-- Begin Dataset section --

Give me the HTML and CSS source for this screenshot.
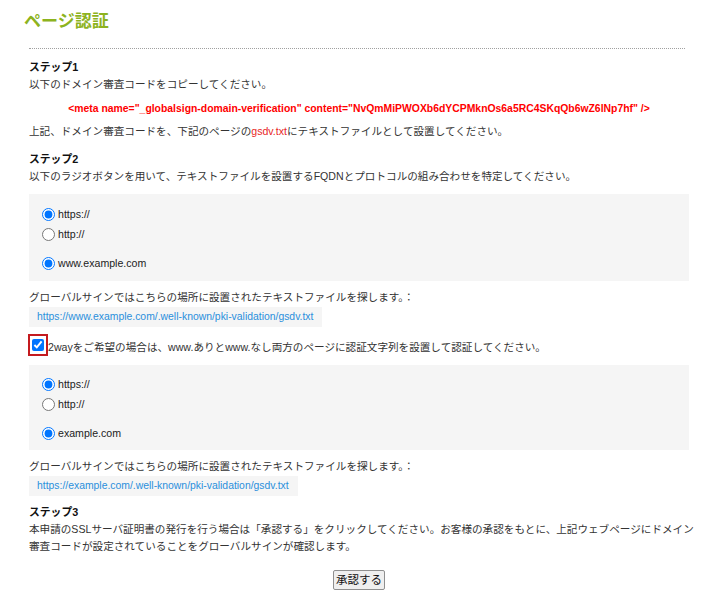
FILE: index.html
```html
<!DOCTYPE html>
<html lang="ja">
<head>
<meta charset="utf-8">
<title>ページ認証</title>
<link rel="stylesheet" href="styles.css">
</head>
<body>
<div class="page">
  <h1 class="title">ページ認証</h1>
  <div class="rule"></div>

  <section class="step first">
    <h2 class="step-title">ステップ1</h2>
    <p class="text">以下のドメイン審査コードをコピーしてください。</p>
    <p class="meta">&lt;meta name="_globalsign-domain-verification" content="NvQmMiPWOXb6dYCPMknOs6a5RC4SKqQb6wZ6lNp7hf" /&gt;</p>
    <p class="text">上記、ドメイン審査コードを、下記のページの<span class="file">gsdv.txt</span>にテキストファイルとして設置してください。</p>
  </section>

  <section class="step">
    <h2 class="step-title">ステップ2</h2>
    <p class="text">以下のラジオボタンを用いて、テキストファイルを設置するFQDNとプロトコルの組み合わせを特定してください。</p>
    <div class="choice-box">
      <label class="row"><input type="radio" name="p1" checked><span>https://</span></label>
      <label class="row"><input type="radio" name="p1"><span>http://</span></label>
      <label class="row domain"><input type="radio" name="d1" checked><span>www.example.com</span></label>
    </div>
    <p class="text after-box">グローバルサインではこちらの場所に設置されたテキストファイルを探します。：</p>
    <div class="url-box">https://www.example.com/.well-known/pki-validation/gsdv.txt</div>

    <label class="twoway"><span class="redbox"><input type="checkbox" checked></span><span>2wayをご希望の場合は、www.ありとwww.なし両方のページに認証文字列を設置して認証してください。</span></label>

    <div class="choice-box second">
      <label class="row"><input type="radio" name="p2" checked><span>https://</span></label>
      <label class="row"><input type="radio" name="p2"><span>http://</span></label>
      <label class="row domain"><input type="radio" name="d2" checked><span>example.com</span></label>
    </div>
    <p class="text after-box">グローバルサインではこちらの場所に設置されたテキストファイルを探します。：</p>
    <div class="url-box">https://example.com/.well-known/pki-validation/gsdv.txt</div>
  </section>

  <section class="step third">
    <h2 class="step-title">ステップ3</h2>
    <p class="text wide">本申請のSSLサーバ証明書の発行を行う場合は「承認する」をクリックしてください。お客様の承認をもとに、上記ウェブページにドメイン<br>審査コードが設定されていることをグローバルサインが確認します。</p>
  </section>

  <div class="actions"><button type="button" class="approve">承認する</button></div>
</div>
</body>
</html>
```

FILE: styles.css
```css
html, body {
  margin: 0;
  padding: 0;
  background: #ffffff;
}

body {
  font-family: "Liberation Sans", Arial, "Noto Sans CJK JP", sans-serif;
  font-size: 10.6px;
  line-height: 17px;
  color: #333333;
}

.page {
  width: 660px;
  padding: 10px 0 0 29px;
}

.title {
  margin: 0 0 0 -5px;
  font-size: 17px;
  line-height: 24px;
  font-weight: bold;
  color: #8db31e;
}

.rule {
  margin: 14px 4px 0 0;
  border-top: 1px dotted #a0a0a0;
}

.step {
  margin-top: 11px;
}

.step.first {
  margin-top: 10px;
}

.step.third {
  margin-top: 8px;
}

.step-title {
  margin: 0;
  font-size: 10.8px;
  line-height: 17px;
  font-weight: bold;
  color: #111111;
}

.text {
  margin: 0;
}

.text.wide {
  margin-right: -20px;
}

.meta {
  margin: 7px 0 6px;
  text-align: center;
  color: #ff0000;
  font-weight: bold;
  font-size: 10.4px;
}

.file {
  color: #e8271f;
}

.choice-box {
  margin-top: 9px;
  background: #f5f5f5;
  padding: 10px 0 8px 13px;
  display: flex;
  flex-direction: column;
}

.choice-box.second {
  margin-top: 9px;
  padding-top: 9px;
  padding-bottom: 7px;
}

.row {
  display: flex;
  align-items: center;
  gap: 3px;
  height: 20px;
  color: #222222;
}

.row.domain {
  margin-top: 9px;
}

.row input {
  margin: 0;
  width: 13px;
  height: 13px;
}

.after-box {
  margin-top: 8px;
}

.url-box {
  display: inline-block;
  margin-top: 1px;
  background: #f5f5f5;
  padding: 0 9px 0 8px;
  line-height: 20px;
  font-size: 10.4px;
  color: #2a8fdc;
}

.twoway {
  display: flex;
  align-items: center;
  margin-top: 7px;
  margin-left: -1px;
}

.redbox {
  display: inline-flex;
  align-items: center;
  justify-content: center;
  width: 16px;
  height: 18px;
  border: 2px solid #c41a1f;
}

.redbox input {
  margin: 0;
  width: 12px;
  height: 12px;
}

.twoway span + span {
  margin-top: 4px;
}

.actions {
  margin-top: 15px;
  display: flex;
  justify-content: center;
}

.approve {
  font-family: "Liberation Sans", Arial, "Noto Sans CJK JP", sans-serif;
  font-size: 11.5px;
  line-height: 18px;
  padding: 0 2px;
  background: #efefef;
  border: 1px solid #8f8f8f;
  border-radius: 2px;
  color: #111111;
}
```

-- End Dataset section --

What to do: All the material shown above is to be copied exactly, with no pictures carried over.

Response to this task:
Give me the HTML and CSS source for this screenshot.
FILE: index.html
```html
<!DOCTYPE html>
<html lang="ja">
<head>
<meta charset="utf-8">
<title>ページ認証</title>
<link rel="stylesheet" href="styles.css">
</head>
<body>
<div class="page">
  <h1 class="title">ページ認証</h1>
  <div class="rule"></div>

  <section class="step first">
    <h2 class="step-title">ステップ1</h2>
    <p class="text">以下のドメイン審査コードをコピーしてください。</p>
    <p class="meta">&lt;meta name="_globalsign-domain-verification" content="NvQmMiPWOXb6dYCPMknOs6a5RC4SKqQb6wZ6lNp7hf" /&gt;</p>
    <p class="text">上記、ドメイン審査コードを、下記のページの<span class="file">gsdv.txt</span>にテキストファイルとして設置してください。</p>
  </section>

  <section class="step">
    <h2 class="step-title">ステップ2</h2>
    <p class="text">以下のラジオボタンを用いて、テキストファイルを設置するFQDNとプロトコルの組み合わせを特定してください。</p>
    <div class="choice-box">
      <label class="row"><input type="radio" name="p1" checked><span>https://</span></label>
      <label class="row"><input type="radio" name="p1"><span>http://</span></label>
      <label class="row domain"><input type="radio" name="d1" checked><span>www.example.com</span></label>
    </div>
    <p class="text after-box">グローバルサインではこちらの場所に設置されたテキストファイルを探します。：</p>
    <div class="url-box">https://www.example.com/.well-known/pki-validation/gsdv.txt</div>

    <label class="twoway"><span class="redbox"><input type="checkbox" checked></span><span>2wayをご希望の場合は、www.ありとwww.なし両方のページに認証文字列を設置して認証してください。</span></label>

    <div class="choice-box second">
      <label class="row"><input type="radio" name="p2" checked><span>https://</span></label>
      <label class="row"><input type="radio" name="p2"><span>http://</span></label>
      <label class="row domain"><input type="radio" name="d2" checked><span>example.com</span></label>
    </div>
    <p class="text after-box">グローバルサインではこちらの場所に設置されたテキストファイルを探します。：</p>
    <div class="url-box">https://example.com/.well-known/pki-validation/gsdv.txt</div>
  </section>

  <section class="step third">
    <h2 class="step-title">ステップ3</h2>
    <p class="text wide">本申請のSSLサーバ証明書の発行を行う場合は「承認する」をクリックしてください。お客様の承認をもとに、上記ウェブページにドメイン<br>審査コードが設定されていることをグローバルサインが確認します。</p>
  </section>

  <div class="actions"><button type="button" class="approve">承認する</button></div>
</div>
</body>
</html>
```

FILE: styles.css
```css
html, body {
  margin: 0;
  padding: 0;
  background: #ffffff;
}

body {
  font-family: "Liberation Sans", Arial, "Noto Sans CJK JP", sans-serif;
  font-size: 10.6px;
  line-height: 17px;
  color: #333333;
}

.page {
  width: 660px;
  padding: 10px 0 0 29px;
}

.title {
  margin: 0 0 0 -5px;
  font-size: 17px;
  line-height: 24px;
  font-weight: bold;
  color: #8db31e;
}

.rule {
  margin: 14px 4px 0 0;
  border-top: 1px dotted #a0a0a0;
}

.step {
  margin-top: 11px;
}

.step.first {
  margin-top: 10px;
}

.step.third {
  margin-top: 8px;
}

.step-title {
  margin: 0;
  font-size: 10.8px;
  line-height: 17px;
  font-weight: bold;
  color: #111111;
}

.text {
  margin: 0;
}

.text.wide {
  margin-right: -20px;
}

.meta {
  margin: 7px 0 6px;
  text-align: center;
  color: #ff0000;
  font-weight: bold;
  font-size: 10.4px;
}

.file {
  color: #e8271f;
}

.choice-box {
  margin-top: 9px;
  background: #f5f5f5;
  padding: 10px 0 8px 13px;
  display: flex;
  flex-direction: column;
}

.choice-box.second {
  margin-top: 9px;
  padding-top: 9px;
  padding-bottom: 7px;
}

.row {
  display: flex;
  align-items: center;
  gap: 3px;
  height: 20px;
  color: #222222;
}

.row.domain {
  margin-top: 9px;
}

.row input {
  margin: 0;
  width: 13px;
  height: 13px;
}

.after-box {
  margin-top: 8px;
}

.url-box {
  display: inline-block;
  margin-top: 1px;
  background: #f5f5f5;
  padding: 0 9px 0 8px;
  line-height: 20px;
  font-size: 10.4px;
  color: #2a8fdc;
}

.twoway {
  display: flex;
  align-items: center;
  margin-top: 7px;
  margin-left: -1px;
}

.redbox {
  display: inline-flex;
  align-items: center;
  justify-content: center;
  width: 16px;
  height: 18px;
  border: 2px solid #c41a1f;
}

.redbox input {
  margin: 0;
  width: 12px;
  height: 12px;
}

.twoway span + span {
  margin-top: 4px;
}

.actions {
  margin-top: 15px;
  display: flex;
  justify-content: center;
}

.approve {
  font-family: "Liberation Sans", Arial, "Noto Sans CJK JP", sans-serif;
  font-size: 11.5px;
  line-height: 18px;
  padding: 0 2px;
  background: #efefef;
  border: 1px solid #8f8f8f;
  border-radius: 2px;
  color: #111111;
}
```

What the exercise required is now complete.